With the reshaping of the Base website and communications last year there was an idea floated to update the Basetica font. I started working on this with Anthony, and Sander Vermeulen from the Brussels office. The form shifted a lot from the original into something else. We had planned to name it New Basetica, but internally it became known as Base Grotesk. As with the first project, I was able to distribute the font myself and I named it Muoto, which is the Finnish word for “shape.”
You’ve also worked in close collaboration with Base on typography for several client projects over the years. What are some of the highlights of those jobs?
A big one was Caran d’Ache, the pen manufacturer, with Base Geneva. I don’t know about in the US, but if I say “Caran d’Ache” to anyone in Europe, they know what it is. Also the City of Lausanne. I had quite a lot of fun with the Los Angeles Master Chorale font. For this we had two versions: a kind of copy and paste of different voices, superimposed with a lot of optical corrections. In terms of visibility, there’s the font for Terminal 4 at JFK too. Looking through my archive folders, I have 29 projects with Base Brussels – some of which were not released – nine with Base Geneva, and 10 with Base New York.
What is it that you enjoy the most about working with Base?
I’ve worked with several different people at Base, and it’s very different from one to the other. Some of them no longer work at Base, but I still work with them now and again. The person I’ve worked with the most from Base is Sander, and with him it’s a very straightforward process. If he doesn’t like something, he won’t spend 10 minutes telling me, and I quite enjoy that.
Chatting with Tom Fethers on Slack, with whom I’m exchanging at the moment, is also a simple and informal process. Also, if someone from Base approaches me for a project and I think that it’s shitty, then I won’t be afraid to say it. And the opposite, if I make a sketch that really isn’t fitting what the design director has in mind, I’m informed quite early on. We’re not playing games. It’s great to be trusted, and to work closely together and discuss even the small details. It’s more interesting to work that way.
We’re very excited that you're opening an exhibition as part of the Base Window series at our Geneva office. Can you explain a bit about what that will entail?

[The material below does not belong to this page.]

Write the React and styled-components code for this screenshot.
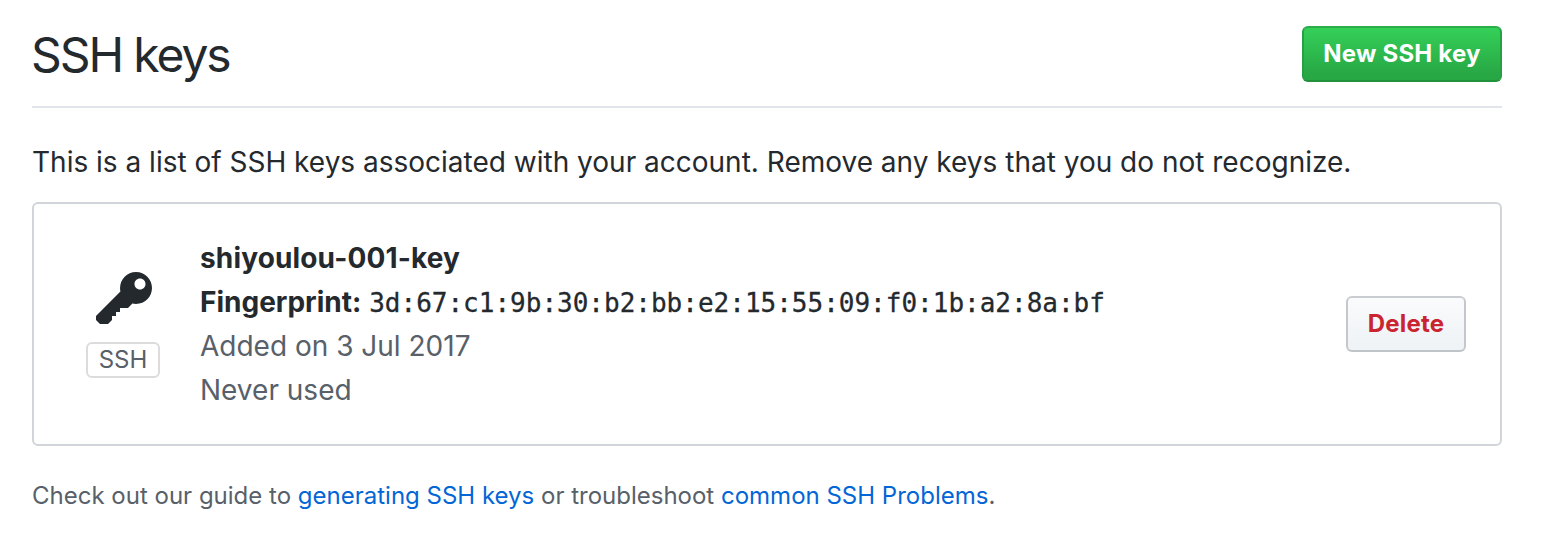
import React from "react";
import styled, { createGlobalStyle } from "styled-components";

const GlobalStyle = createGlobalStyle`
  * { box-sizing: border-box; }
  body { margin: 0; background: #fff; color: #24292e; font: 400 28px/44px Inter, sans-serif; }
`;
const Page = styled.main`
  width: 1552px; height: 554px; padding: 26px 50px 0 32px; overflow: hidden;
`;
const Header = styled.header`
  display: flex; justify-content: space-between; align-items: flex-start;
  height: 82px; border-bottom: 2px solid #e1e4e8;
`;
const Title = styled.h1`
  margin: 0 0 0 -1px; font-size: 48px; font-weight: 400; line-height: 57px; letter-spacing: -2.1px;
`;
const Button = styled.button`
  width: ${(p) => p.$width}px; height: 56px; padding: 0; border-radius: 6px;
  font: 700 24px/50px Inter, sans-serif; letter-spacing: 0.2px; white-space: nowrap;
  border: 2px solid;
  border-color: ${(p) => (p.$primary ? "#2bad4a #279f43 #23903c" : "#c9cdd2 #c4c8cd #bfc4c9")};
  color: ${(p) => (p.$primary ? "#fff" : "#cb2431")};
  background: ${(p) => (p.$primary ? "linear-gradient(#34d058, #28a745 90%)" : "linear-gradient(#fafbfc, #eff3f6 90%)")};
`;
const Intro = styled.p`margin: 32px 0 18px; white-space: nowrap;`;
const Card = styled.section`
  display: flex; align-items: center; height: 244px; padding: 0 34px 0 52px;
  border: 2px solid #d1d5da; border-radius: 6px;
`;
const Kind = styled.div`
  display: flex; flex-direction: column; align-items: flex-start; gap: 10px;
  width: 74px; margin: 0 40px 2px 0;
`;
const KeyIcon = styled.svg`
  display: block; width: 56px; height: 64px; margin-left: 10px; fill: #24292e;
`;
const Badge = styled.span`
  width: 74px; height: 36px; border: 2px solid #dcdcdc; border-radius: 6px;
  font-size: 24px; line-height: 32px; text-align: center; color: #586069;
`;
const Details = styled.div`flex: 1; white-space: nowrap;`;
const Line = styled.div`height: 44px; color: ${(p) => (p.$muted ? "#586069" : "#24292e")};`;
const KeyName = styled.strong`font-weight: 700; letter-spacing: 0.15px;`;
const Label = styled.strong`font-weight: 700;`;
const Code = styled.code`
  font: 400 26px/44px "DejaVu Sans Mono", monospace;
  -webkit-text-stroke: 0.3px currentColor;
`;
const Footer = styled.p`margin: 28px 0 0; font-size: 24px; color: #586069; white-space: nowrap;`;
const Link = styled.a`color: #0366d6; text-decoration: none;`;

export default function App() {
  return (
    <>
      <GlobalStyle />
      <Page>
        <Header>
          <Title>SSH keys</Title>
          <Button $primary $width={200}>New SSH key</Button>
        </Header>
        <Intro>This is a list of SSH keys associated with your account. Remove any keys that you do not recognize.</Intro>
        <Card>
          <Kind>
            <KeyIcon viewBox="0 0 14 16" aria-hidden="true">
              <path fillRule="evenodd" d="M12.83 2.17C12.08 1.42 11.14 1.03 10 1c-1.13.03-2.08.42-2.83 1.17S6.04 3.86 6.01 5c0 .3.03.59.09.89L0 12v1l1 1h2l1-1v-1h1v-1h1v-1h2l1.09-1.11c.3.08.59.11.91.11 1.14-.03 2.08-.42 2.83-1.17S13.97 6.14 14 5c-.03-1.14-.42-2.08-1.17-2.83zM11 5.38c-.77 0-1.38-.61-1.38-1.38 0-.77.61-1.38 1.38-1.38.77 0 1.38.61 1.38 1.38 0 .77-.61 1.38-1.38 1.38z" />
            </KeyIcon>
            <Badge>SSH</Badge>
          </Kind>
          <Details>
            <Line><KeyName>shiyoulou-001-key</KeyName></Line>
            <Line><Label>Fingerprint:</Label> <Code>3d:67:c1:9b:30:b2:bb:e2:15:55:09:f0:1b:a2:8a:bf</Code></Line>
            <Line $muted>Added on 3 Jul 2017</Line>
            <Line $muted>Never used</Line>
          </Details>
          <Button $width={120}>Delete</Button>
        </Card>
        <Footer>
          Check out our guide to <Link>generating SSH keys</Link> or troubleshoot <Link>common SSH Problems</Link>.
        </Footer>
      </Page>
    </>
  );
}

We quickly agreed that it wouldn’t be interesting to simply show past work that we’ve done together, like a retrospective. So the idea was to create something new.
I was looking for something that would really make use of the space, since it's a gallery, and not just a book. So the aim was to do something in 3D, in volume, not pasting flat letters on the walls. Then the idea came of using the lasers, so I bought one and started to play with it. There was a lot of technical stuff that I had to figure out how to do. But basically I’ve programmed it to draw letterforms.

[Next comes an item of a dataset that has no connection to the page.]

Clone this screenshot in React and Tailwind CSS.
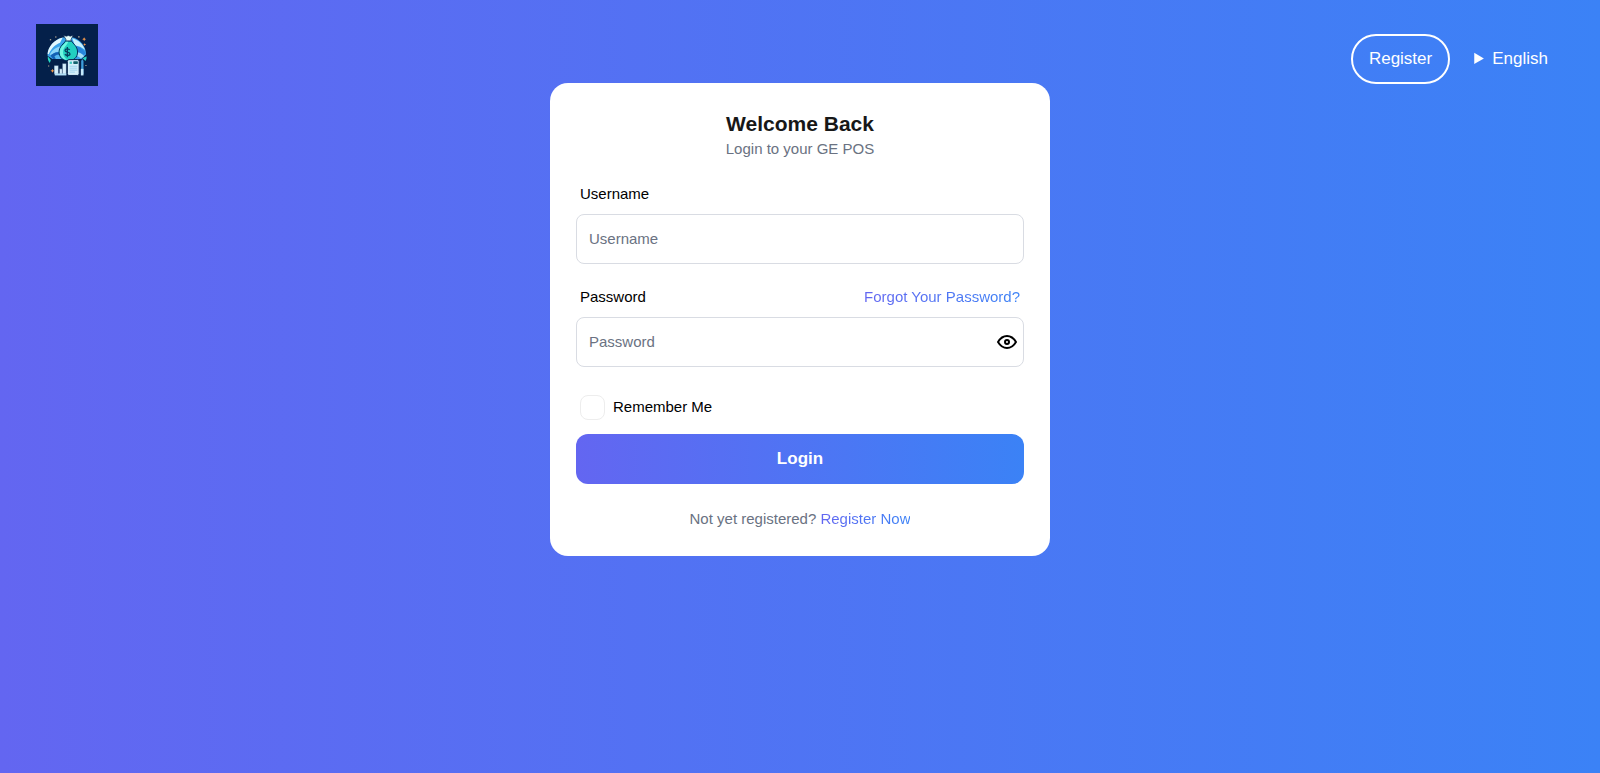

The laser comes with a lot of limitations. The shapes have to be very geometric to work physically. But you can add movement. So I’ve been working on how to make letter shapes using movement, and distill their distinguishable elements from when they are static. I've worked on 22 series, seven of which are just not too complicated or not possible, or didn't work for one reason or the other. So we ended up with 15 alphabets that each follow a series of constraints from A through to Z.
We read best what we read most. Letters are conventions, and as with other conventions, some of their elements are more important than others. For typographic conventions, context matters a lot. Once placed in alphabetical order, letters depend less on their design to be legible: you can tell which letter you’re reading, thanks to its position in the series. A triangle is not necessarily an ‘A’ anymore. It can be almost any other letter. And the ‘A’ can take the form of a circle, a square, a cube, a hexagon, or even a star. Anything can be a letter. You just have to trust your eyes and your imagination.

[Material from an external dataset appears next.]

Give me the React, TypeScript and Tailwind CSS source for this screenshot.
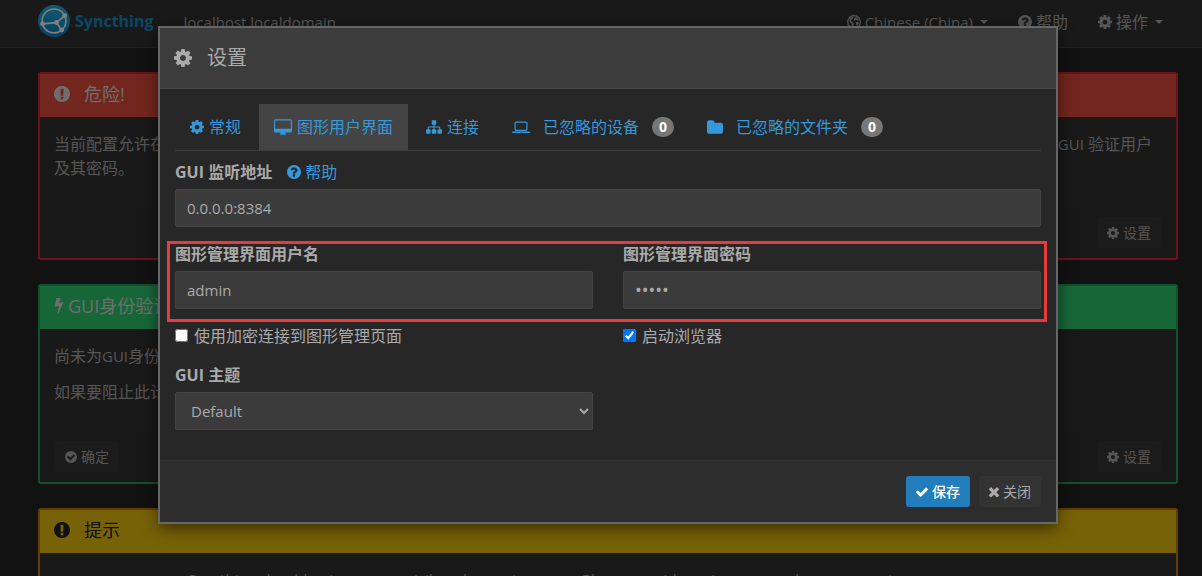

For instance, there is one series that constantly turns, and forms a letter when it reaches a certain position, sometimes based on a square, sometimes based on a lozenge. Some of the letters are not particularly legible on their own, in the context of the alphabet, you manage to read them. There’s one alphabet formed from a collapsing square, while another comprises two lines crossing each other to create the letters.
Is this the first time that lasers have been used to create typography in this way, to your knowledge?
I think there’s probably been some similar experiments. But real alphabets? I’m not sure. The software I’m using has built-in type functions, which are not made for this purpose. The difficulty is that the whole system is usually used for parties, and it's not made for precise work. Basically, if you have a shape with three vector points, it will make the connections rounder, so I had to cheat with the machine to make them straight.
And these will be displayed multicolored?
Yes! The idea was to utilize the laser’s capabilities and project the bright, strange colors. Sometimes the colors are brighter than others. I did think about doing something minimalist, but at a certain point we thought we might as well embrace the color. We’re also working on a printed version in black and white, that will accompany the exhibition.
How do you think people will react to the exhibition?
I’m really interested in engaging the people walking by on the street, to see if they will stop and start looking in, and try to figure out the forms. I think that's something I look forward to seeing.